Heartworm medication is an expense you might not have expected, but it’s an important one. Here are answers to common questions to help you think about a once-a-month medication to keep your pet safe and sound.
Heartworm medicine can be expensive. Why should I spend my money on it?
While it seems expensive, you get a lot more value for your prevention dollar than you realize. Consider this: You can protect your dog from a fatal heartworm infection for an entire month for what you’d spend on a pastry and coffee at your favorite coffee shop. Many monthly medications also offer more than just heartworm protection- some protect against fleas and common intestinal worms too. That’s important to your pet’s overall health as well as that of your family, when you consider that parasites like roundworms and hookworms can be spread to your kids and other household members.
I still don’t think I can justify spending money on it.
Here are two important facts you need to know. First, preventing heartworms is a lot cheaper than treating them; heartworm treatment can cost up to $1,000 in medication and veterinary bills. Second, while heartworm disease in dogs can be treated and the worms eliminated, the damage left by heartworms is forever, and many dogs are left with residual health problems.
I don’t think I need it. Heartworms aren’t that common around here.

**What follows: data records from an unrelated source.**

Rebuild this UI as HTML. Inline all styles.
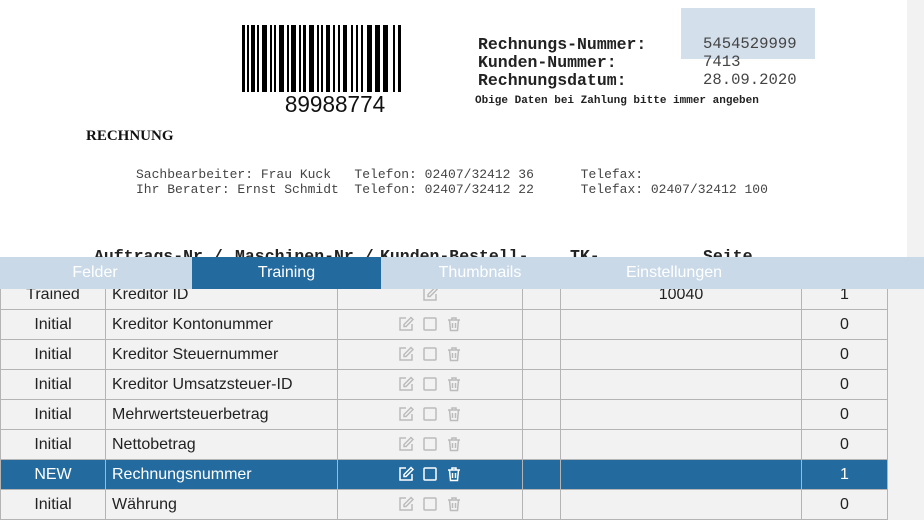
<!DOCTYPE html>
<html><head><meta charset="utf-8"><style>
*{margin:0;padding:0;box-sizing:border-box}
body{width:924px;height:520px;overflow:hidden;background:#f2f2f2;position:relative;font-family:"Liberation Sans",sans-serif}
.doc{position:absolute;left:0;top:0;width:907px;height:260px;background:#fff;overflow:hidden}
.m{font-family:"Liberation Mono",monospace;position:absolute;white-space:pre;color:#222}
.tabs{position:absolute;left:0;top:257px;width:924px;height:32px;background:#c9d9e8}
.tab{position:absolute;top:0;height:32px;line-height:31px;color:#fff;font-size:16px;text-align:center}
table{position:absolute;left:0;top:279px;border-collapse:collapse;font-size:16px;color:#222}
td{height:30px;border:1px solid #b4b4b4;padding:0 6px;background:#f2f2f2}
td:nth-child(1){width:105px;text-align:center}
td:nth-child(2){width:232px}
td:nth-child(3){width:185px;text-align:center}
td:nth-child(4){width:38px}
td:nth-child(5){width:241px;text-align:center}
td:nth-child(6){width:86px;text-align:center}
tr.sel td{background:#236b9e;color:#fff;border-color:#b4b4b4}
svg.i{vertical-align:middle;margin:0 4px}
</style></head><body>
<div class="doc">
<svg style="position:absolute;left:242px;top:25px" width="162" height="67">
<g fill="#000">
<rect x="0" y="0" width="3" height="67"/><rect x="5" y="0" width="2" height="67"/><rect x="9" y="0" width="4" height="67"/><rect x="15" y="0" width="2" height="67"/><rect x="20" y="0" width="5" height="67"/><rect x="28" y="0" width="2" height="67"/><rect x="32" y="0" width="2" height="67"/><rect x="37" y="0" width="5" height="67"/><rect x="45" y="0" width="2" height="67"/><rect x="49" y="0" width="5" height="67"/><rect x="57" y="0" width="2" height="67"/><rect x="61" y="0" width="3" height="67"/><rect x="67" y="0" width="5" height="67"/><rect x="75" y="0" width="2" height="67"/><rect x="79" y="0" width="2" height="67"/><rect x="84" y="0" width="4" height="67"/><rect x="91" y="0" width="2" height="67"/><rect x="96" y="0" width="2" height="67"/><rect x="101" y="0" width="4" height="67"/><rect x="109" y="0" width="2" height="67"/><rect x="114" y="0" width="2" height="67"/><rect x="119" y="0" width="2" height="67"/><rect x="125" y="0" width="5" height="67"/><rect x="133" y="0" width="5" height="67"/><rect x="141" y="0" width="5" height="67"/><rect x="151" y="0" width="2" height="67"/><rect x="156" y="0" width="3" height="67"/>
</g></svg>
<div style="position:absolute;left:242px;top:91px;width:186px;text-align:center;font-size:23px;color:#111;transform:scaleX(0.98)">89988774</div>
<div style="position:absolute;left:681px;top:8px;width:134px;height:51px;background:#d3dfea"></div>
<div class="m" style="left:478px;top:36px;font-size:16.5px;font-weight:bold;line-height:18px">Rechnungs-Nummer:
Kunden-Nummer:
Rechnungsdatum:</div>
<div class="m" style="left:703px;top:35px;font-size:15.6px;line-height:18px;color:#444">5454529999
7413
28.09.2020</div>
<div class="m" style="left:475px;top:95px;font-size:11px;font-weight:bold">Obige Daten bei Zahlung bitte immer angeben</div>
<div style="position:absolute;left:86px;top:128px;font-family:'Liberation Serif',serif;font-size:15px;font-weight:bold;color:#111">RECHNUNG</div>
<div class="m" style="left:136px;top:167px;font-size:13px;line-height:15px;color:#444">Sachbearbeiter: Frau Kuck   Telefon: 02407/32412 36      Telefax:
Ihr Berater: Ernst Schmidt  Telefon: 02407/32412 22      Telefax: 02407/32412 100</div>
<div class="m" style="left:94px;top:247px;font-size:16.5px;font-weight:bold">Auftrags-Nr /</div>
<div class="m" style="left:235px;top:247px;font-size:16.5px;font-weight:bold">Maschinen-Nr /</div>
<div class="m" style="left:380px;top:247px;font-size:16.5px;font-weight:bold">Kunden-Bestell-</div>
<div class="m" style="left:570px;top:247px;font-size:16.5px;font-weight:bold">TK-</div>
<div class="m" style="left:703px;top:247px;font-size:16.5px;font-weight:bold">Seite</div>
</div>
<table>
<tr><td>Trained</td><td>Kreditor ID</td><td><svg class="i" width="16" height="16" viewBox="0 0 16 16" fill="none" stroke="#bbb" stroke-width="1.5"><path d="M8 2H2v12h12V8"/><path d="M13 1.5l2 2-7 7H6V8.5z"/></svg></td><td></td><td>10040</td><td>1</td></tr>
<tr><td>Initial</td><td>Kreditor Kontonummer</td><td>ICONS</td><td></td><td></td><td>0</td></tr>
<tr><td>Initial</td><td>Kreditor Steuernummer</td><td>ICONS</td><td></td><td></td><td>0</td></tr>
<tr><td>Initial</td><td>Kreditor Umsatzsteuer-ID</td><td>ICONS</td><td></td><td></td><td>0</td></tr>
<tr><td>Initial</td><td>Mehrwertsteuerbetrag</td><td>ICONS</td><td></td><td></td><td>0</td></tr>
<tr><td>Initial</td><td>Nettobetrag</td><td>ICONS</td><td></td><td></td><td>0</td></tr>
<tr class="sel"><td>NEW</td><td>Rechnungsnummer</td><td>ICONSW</td><td></td><td></td><td>1</td></tr>
<tr><td>Initial</td><td>Währung</td><td>ICONS</td><td></td><td></td><td>0</td></tr>
</table>
<div class="tabs">
<div class="tab" style="left:0;width:190px">Felder</div>
<div class="tab" style="left:192px;width:189px;background:#236b9e">Training</div>
<div class="tab" style="left:381px;width:198px">Thumbnails</div>
<div class="tab" style="left:579px;width:190px">Einstellungen</div>
</div>
<script>
function ic(c){return '<svg class="i" width="16" height="16" viewBox="0 0 16 16" fill="none" stroke="'+c+'" stroke-width="1.5"><path d="M8 2H2v12h12V8"/><path d="M13 1.5l2 2-7 7H6V8.5z"/></svg><svg class="i" width="16" height="16" viewBox="0 0 16 16" fill="none" stroke="'+c+'" stroke-width="1.5"><rect x="2" y="2" width="12" height="12" rx="1"/></svg><svg class="i" width="16" height="16" viewBox="0 0 16 16" fill="none" stroke="'+c+'" stroke-width="1.5"><path d="M2 4h12M6 4V2h4v2M3.5 4l1 10.5h7L12.5 4M6.5 7v5M9.5 7v5"/></svg>';}
document.querySelectorAll('td').forEach(function(t){if(t.textContent=='ICONS')t.innerHTML=ic('#bbb');if(t.textContent=='ICONSW')t.innerHTML=ic('#fff');});
</script>
</body></html>
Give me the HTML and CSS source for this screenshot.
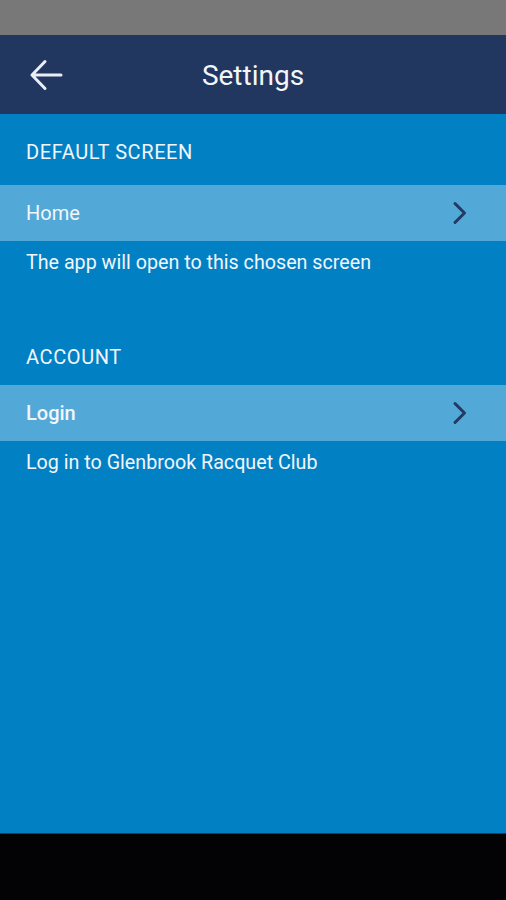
FILE: index.html
```html
<!DOCTYPE html>
<html>
<head>
    <title>Settings</title>
    <meta name="viewport" content="width=device-width, initial-scale=1">
    <link rel="stylesheet" href="styles.css">
</head>
<body>
    <div class="status-bar"></div>

    <div class="toolbar">
        <svg class="back" width="34" height="32" viewBox="0 0 34 32">
            <path d="M32 16H3.5 M16 2.5L3 16l13 13.5" fill="none" stroke="#e9eef5" stroke-width="3" stroke-linecap="round" stroke-linejoin="round"/>
        </svg>
        <h1>Settings</h1>
    </div>

    <div class="content">
        <div class="section">
            <div class="section-title">DEFAULT SCREEN</div>
            <div class="row">
                <span>Home</span>
                <svg class="chevron" width="16" height="24" viewBox="0 0 16 24">
                    <path d="M3 2.5l9.5 9.5L3 21.5" fill="none" stroke="#233a63" stroke-width="3" stroke-linecap="round" stroke-linejoin="round"/>
                </svg>
            </div>
            <div class="desc">The app will open to this chosen screen</div>
        </div>

        <div class="section">
            <div class="section-title">ACCOUNT</div>
            <div class="row">
                <span class="strong">Login</span>
                <svg class="chevron" width="16" height="24" viewBox="0 0 16 24">
                    <path d="M3 2.5l9.5 9.5L3 21.5" fill="none" stroke="#233a63" stroke-width="3" stroke-linecap="round" stroke-linejoin="round"/>
                </svg>
            </div>
            <div class="desc">Log in to Glenbrook Racquet Club</div>
        </div>
    </div>

    <div class="nav-bar"></div>
</body>
</html>
```

FILE: styles.css
```css
body {
    margin: 0;
    width: 506px;
    height: 900px;
    display: flex;
    flex-direction: column;
    font-family: Roboto, "Liberation Sans", sans-serif;
    color: #f2f6fa;
    overflow: hidden;
}

.status-bar {
    height: 35px;
    background-color: #787878;
}

.toolbar {
    height: 79px;
    background-color: #22375f;
    display: flex;
    align-items: center;
    position: relative;
}

.toolbar .back {
    margin-left: 29px;
}

.toolbar h1 {
    position: absolute;
    left: 0;
    right: 0;
    margin: 0;
    padding-top: 2px;
    text-align: center;
    font-size: 28px;
    font-weight: normal;
    line-height: 32px;
    pointer-events: none;
}

.content {
    flex: 1;
    background-color: #0280c4;
}

.section-title {
    padding: 26px 26px 21px;
    font-size: 20px;
    line-height: 24px;
    letter-spacing: 0.6px;
}

.section + .section .section-title {
    padding-top: 26px;
    padding-bottom: 16px;
}

.row {
    height: 56px;
    padding: 0 38px 0 26px;
    background-color: #52a8d6;
    display: flex;
    align-items: center;
    justify-content: space-between;
    font-size: 20px;
}

.row .strong {
    font-weight: 500;
}

.desc {
    padding: 10px 26px 0;
    margin-bottom: 44px;
    font-size: 19.7px;
    line-height: 24px;
}

.nav-bar {
    height: 66px;
    background-color: #030205;
    border-top: 1px solid #123a5a;
}
```
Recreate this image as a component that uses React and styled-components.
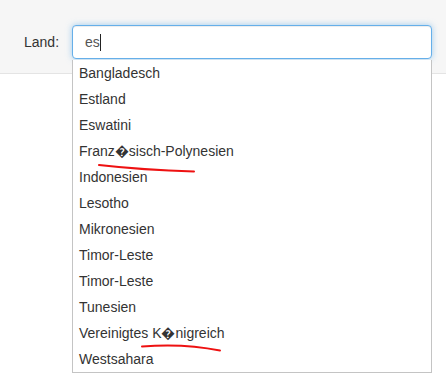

While heartworm disease may not be common in some parts of the US, heartworms have been diagnosed in every state in the country. In parts of the country that stay cold for six months or more, there are lots of warm, protected spots where mosquitoes that transmit heartworms can live. In urban areas, radiated heat is stored in concrete and asphalt and released at night when mosquitoes are active. In rural areas, mosquitoes may find a warm spot in a hollow log or animal burrow to ride out the winter. In dry locales, thanks to sprinkler systems, birdbaths and watering cans, there are pockets of standing water everywhere where mosquitoes can breed. Think about it this way: You may never have been in a car wreck, but you still put on your seatbelt. Would you risk your life by not wearing one? Why would you risk your pet’s life by not giving him or her heartworm prevention?